Examine the material below. Gather every line in which the string "styles" appears.

#### STORED DATA ####

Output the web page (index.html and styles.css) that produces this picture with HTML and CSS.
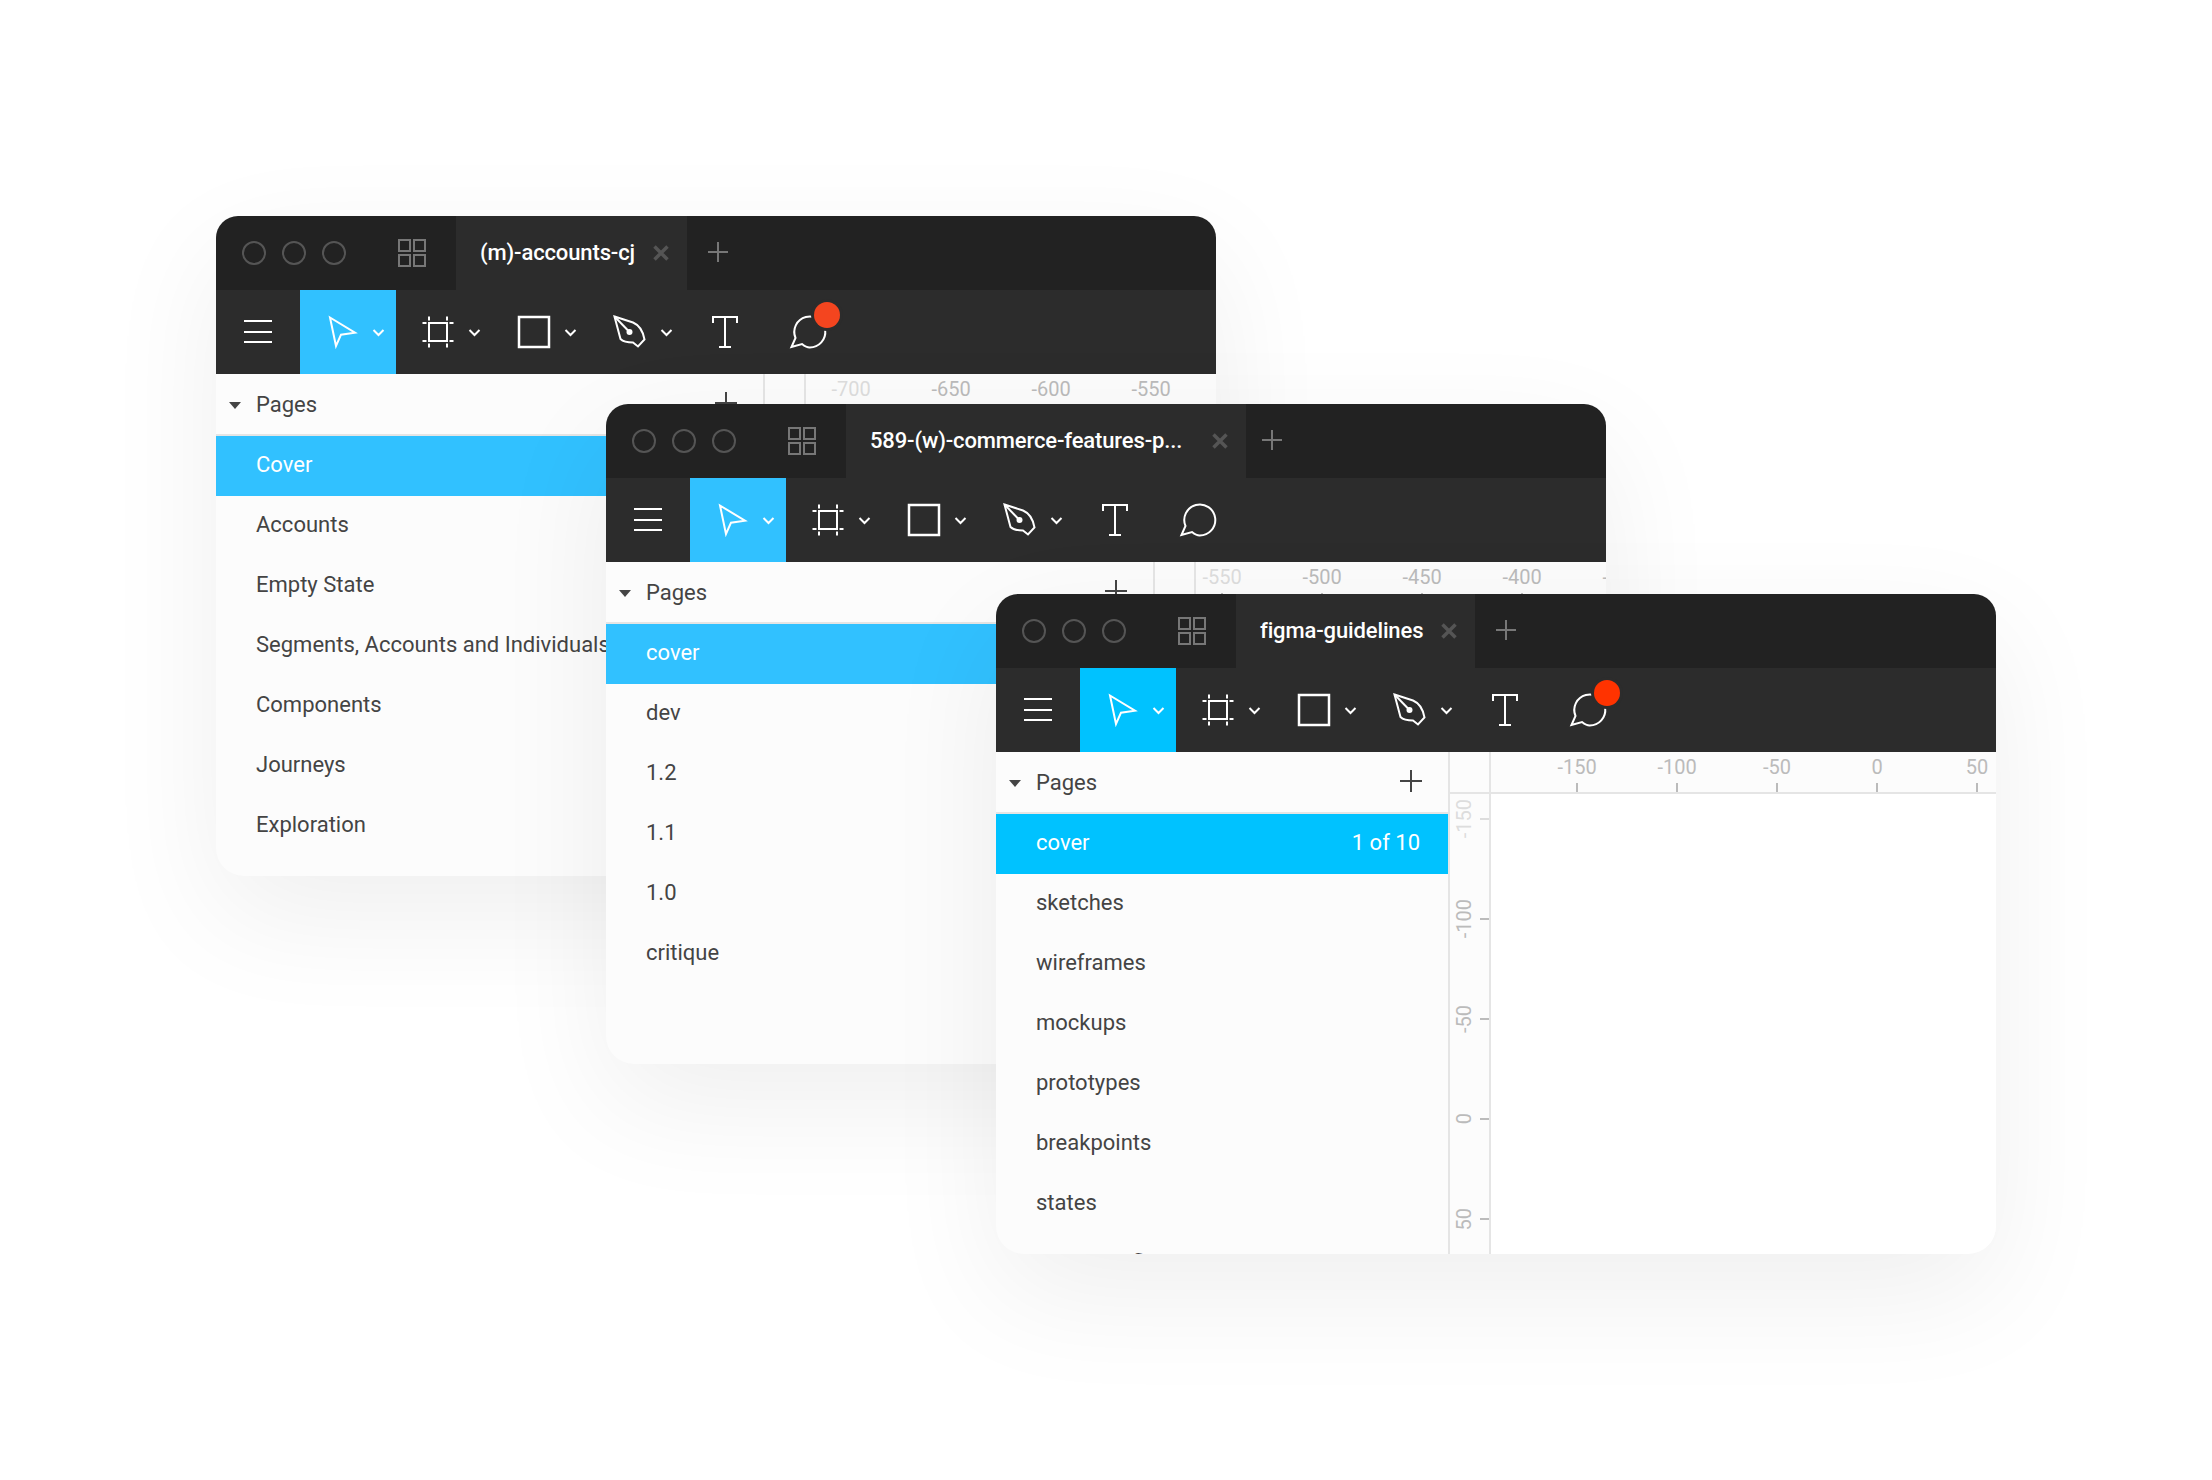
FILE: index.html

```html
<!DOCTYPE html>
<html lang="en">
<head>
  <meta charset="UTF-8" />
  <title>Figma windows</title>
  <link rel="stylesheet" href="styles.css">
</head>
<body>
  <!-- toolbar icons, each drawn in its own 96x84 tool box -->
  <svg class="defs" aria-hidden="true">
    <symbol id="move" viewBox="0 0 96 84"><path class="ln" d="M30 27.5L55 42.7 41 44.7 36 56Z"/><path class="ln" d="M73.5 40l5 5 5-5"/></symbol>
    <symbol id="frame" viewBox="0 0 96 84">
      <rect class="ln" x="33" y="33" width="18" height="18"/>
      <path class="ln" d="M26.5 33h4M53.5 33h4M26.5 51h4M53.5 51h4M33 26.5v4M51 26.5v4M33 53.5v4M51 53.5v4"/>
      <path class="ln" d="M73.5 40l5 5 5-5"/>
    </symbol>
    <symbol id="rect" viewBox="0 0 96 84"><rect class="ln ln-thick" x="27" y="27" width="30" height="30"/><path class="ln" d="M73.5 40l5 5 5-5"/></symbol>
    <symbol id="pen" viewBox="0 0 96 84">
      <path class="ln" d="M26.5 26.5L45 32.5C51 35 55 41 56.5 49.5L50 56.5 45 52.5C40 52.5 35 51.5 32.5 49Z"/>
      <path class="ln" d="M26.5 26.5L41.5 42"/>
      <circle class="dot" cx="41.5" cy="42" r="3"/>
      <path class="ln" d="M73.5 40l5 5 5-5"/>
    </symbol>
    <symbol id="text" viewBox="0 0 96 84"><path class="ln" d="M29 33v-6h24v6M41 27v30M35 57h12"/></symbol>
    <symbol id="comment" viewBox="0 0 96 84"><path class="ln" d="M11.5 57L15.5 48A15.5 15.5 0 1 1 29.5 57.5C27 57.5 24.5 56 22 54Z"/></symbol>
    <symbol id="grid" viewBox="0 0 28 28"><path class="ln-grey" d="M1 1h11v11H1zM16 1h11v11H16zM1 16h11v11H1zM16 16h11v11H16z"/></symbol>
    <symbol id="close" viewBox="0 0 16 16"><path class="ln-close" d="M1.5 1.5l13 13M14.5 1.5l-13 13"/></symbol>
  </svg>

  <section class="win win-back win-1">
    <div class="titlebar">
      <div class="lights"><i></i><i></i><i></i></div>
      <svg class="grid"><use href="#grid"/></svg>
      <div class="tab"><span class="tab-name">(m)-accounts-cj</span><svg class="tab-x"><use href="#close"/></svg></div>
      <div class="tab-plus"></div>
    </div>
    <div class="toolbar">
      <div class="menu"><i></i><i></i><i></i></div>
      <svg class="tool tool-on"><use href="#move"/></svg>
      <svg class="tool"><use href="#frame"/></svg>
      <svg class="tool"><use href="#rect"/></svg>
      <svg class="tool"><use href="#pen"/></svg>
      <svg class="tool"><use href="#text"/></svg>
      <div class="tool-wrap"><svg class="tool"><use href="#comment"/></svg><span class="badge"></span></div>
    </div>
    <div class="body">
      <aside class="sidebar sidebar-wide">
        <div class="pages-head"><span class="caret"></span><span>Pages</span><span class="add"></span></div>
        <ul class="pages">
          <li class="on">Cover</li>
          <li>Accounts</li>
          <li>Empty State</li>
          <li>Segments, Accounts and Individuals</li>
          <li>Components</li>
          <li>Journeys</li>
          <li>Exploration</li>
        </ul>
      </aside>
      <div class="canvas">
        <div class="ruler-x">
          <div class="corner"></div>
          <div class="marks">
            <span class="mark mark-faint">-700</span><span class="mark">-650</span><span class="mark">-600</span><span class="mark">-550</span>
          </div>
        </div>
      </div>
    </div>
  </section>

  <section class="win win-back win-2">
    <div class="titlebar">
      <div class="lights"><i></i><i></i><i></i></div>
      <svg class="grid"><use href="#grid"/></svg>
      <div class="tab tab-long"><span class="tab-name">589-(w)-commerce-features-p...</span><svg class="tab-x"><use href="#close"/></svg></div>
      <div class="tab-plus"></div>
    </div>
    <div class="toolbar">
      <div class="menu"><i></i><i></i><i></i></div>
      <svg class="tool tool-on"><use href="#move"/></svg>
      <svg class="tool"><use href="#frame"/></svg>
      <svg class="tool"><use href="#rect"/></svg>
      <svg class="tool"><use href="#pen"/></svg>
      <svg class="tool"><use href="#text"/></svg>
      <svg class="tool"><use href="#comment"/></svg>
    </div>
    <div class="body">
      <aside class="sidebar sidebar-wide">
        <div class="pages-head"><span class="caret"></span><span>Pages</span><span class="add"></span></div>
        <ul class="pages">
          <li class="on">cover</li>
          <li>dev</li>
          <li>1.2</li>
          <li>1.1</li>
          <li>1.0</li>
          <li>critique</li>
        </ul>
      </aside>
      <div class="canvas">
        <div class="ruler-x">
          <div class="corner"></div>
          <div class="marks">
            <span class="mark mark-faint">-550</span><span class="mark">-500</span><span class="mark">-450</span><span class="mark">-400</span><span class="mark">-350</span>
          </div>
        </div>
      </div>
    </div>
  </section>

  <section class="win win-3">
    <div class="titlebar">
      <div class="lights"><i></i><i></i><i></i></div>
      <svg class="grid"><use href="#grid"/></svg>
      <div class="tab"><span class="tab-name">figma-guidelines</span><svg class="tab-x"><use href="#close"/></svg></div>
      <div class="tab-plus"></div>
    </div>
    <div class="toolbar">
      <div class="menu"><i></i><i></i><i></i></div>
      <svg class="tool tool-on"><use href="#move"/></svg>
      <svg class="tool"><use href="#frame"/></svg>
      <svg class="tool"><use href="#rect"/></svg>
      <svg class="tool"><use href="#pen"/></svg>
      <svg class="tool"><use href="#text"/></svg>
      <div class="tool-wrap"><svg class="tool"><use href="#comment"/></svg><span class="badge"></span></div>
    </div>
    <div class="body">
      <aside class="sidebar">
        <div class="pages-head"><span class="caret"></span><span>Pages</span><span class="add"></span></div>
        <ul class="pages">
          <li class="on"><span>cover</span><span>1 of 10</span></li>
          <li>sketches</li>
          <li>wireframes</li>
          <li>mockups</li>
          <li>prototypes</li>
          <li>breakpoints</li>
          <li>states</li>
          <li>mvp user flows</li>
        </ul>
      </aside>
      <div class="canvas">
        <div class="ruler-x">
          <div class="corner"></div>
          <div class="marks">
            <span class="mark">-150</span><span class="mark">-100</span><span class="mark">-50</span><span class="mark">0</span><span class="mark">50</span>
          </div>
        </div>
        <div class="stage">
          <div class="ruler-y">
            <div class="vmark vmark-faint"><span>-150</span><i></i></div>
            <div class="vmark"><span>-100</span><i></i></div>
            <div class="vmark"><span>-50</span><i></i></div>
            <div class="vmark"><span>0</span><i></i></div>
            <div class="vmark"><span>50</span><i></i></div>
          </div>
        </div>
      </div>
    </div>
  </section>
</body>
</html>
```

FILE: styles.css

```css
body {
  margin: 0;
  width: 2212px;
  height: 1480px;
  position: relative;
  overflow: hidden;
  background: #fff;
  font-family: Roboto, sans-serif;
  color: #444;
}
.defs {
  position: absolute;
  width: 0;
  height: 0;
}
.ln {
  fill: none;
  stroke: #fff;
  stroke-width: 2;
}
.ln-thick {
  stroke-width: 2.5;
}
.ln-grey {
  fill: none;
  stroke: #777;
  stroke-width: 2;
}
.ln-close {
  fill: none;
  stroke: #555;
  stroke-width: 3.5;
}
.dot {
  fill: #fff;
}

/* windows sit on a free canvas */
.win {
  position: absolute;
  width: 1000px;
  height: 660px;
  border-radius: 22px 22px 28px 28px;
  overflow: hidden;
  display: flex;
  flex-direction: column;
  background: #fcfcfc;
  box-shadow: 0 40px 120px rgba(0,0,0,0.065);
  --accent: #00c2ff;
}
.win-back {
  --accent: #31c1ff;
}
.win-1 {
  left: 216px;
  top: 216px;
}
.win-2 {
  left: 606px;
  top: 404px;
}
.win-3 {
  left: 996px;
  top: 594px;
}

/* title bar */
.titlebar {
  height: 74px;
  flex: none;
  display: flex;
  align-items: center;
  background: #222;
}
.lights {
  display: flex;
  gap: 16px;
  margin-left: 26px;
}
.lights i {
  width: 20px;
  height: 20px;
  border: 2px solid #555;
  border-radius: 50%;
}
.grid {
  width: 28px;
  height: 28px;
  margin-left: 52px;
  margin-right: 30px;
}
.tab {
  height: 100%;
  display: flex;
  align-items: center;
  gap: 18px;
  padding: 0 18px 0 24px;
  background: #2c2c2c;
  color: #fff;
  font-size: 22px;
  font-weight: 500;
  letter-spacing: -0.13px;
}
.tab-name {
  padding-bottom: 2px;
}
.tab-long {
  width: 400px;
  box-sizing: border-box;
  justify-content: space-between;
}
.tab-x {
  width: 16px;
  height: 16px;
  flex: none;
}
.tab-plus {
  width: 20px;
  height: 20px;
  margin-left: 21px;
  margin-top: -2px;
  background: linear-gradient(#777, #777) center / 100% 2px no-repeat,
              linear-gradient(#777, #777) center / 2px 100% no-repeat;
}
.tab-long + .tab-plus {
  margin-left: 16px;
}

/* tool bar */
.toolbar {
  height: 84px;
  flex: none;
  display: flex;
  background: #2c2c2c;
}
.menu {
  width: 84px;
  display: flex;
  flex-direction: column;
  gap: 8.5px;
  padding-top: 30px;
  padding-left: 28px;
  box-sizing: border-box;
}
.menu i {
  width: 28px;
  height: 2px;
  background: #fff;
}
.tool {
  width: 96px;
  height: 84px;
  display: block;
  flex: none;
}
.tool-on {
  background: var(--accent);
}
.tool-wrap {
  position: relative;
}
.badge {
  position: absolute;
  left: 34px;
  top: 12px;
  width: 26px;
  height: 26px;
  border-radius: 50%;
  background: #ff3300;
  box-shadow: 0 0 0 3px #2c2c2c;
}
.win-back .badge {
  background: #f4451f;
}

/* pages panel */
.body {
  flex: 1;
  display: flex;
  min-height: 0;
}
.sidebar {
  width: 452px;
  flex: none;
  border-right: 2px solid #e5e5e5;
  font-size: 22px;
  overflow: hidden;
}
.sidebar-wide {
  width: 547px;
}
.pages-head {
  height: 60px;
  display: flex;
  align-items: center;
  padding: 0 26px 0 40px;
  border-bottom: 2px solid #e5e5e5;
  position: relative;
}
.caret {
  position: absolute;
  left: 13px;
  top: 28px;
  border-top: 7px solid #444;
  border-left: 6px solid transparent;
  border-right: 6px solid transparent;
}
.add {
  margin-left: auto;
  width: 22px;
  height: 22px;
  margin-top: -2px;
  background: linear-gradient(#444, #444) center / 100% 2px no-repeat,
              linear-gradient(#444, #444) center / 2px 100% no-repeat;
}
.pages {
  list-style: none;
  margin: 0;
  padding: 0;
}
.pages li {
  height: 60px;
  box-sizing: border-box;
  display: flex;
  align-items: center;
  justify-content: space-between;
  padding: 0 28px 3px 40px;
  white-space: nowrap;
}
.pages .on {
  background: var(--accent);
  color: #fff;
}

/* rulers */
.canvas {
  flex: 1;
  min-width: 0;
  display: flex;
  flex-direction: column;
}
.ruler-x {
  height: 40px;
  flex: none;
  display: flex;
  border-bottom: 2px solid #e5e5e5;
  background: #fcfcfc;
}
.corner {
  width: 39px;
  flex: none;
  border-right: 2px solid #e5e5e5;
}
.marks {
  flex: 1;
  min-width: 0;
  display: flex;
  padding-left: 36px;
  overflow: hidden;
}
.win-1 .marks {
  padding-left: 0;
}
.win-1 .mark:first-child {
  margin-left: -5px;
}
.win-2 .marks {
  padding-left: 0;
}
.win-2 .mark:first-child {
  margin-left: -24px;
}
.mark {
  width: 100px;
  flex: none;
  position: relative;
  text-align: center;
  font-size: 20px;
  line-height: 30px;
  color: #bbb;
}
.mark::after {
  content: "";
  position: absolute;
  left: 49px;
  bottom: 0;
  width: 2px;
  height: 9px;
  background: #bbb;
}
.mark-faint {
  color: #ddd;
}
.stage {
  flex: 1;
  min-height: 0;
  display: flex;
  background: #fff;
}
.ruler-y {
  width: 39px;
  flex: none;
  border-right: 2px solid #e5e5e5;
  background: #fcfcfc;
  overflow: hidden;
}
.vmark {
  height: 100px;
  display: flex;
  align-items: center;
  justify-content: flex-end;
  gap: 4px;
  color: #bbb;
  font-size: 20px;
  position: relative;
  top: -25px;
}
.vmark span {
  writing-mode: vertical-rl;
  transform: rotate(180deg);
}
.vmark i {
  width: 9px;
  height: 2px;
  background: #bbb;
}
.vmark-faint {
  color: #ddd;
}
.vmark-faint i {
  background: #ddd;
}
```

####

→ RESULT
Output the web page (index.html and styles.css) that produces this picture with HTML and CSS.
  <link rel="stylesheet" href="styles.css">
FILE: styles.css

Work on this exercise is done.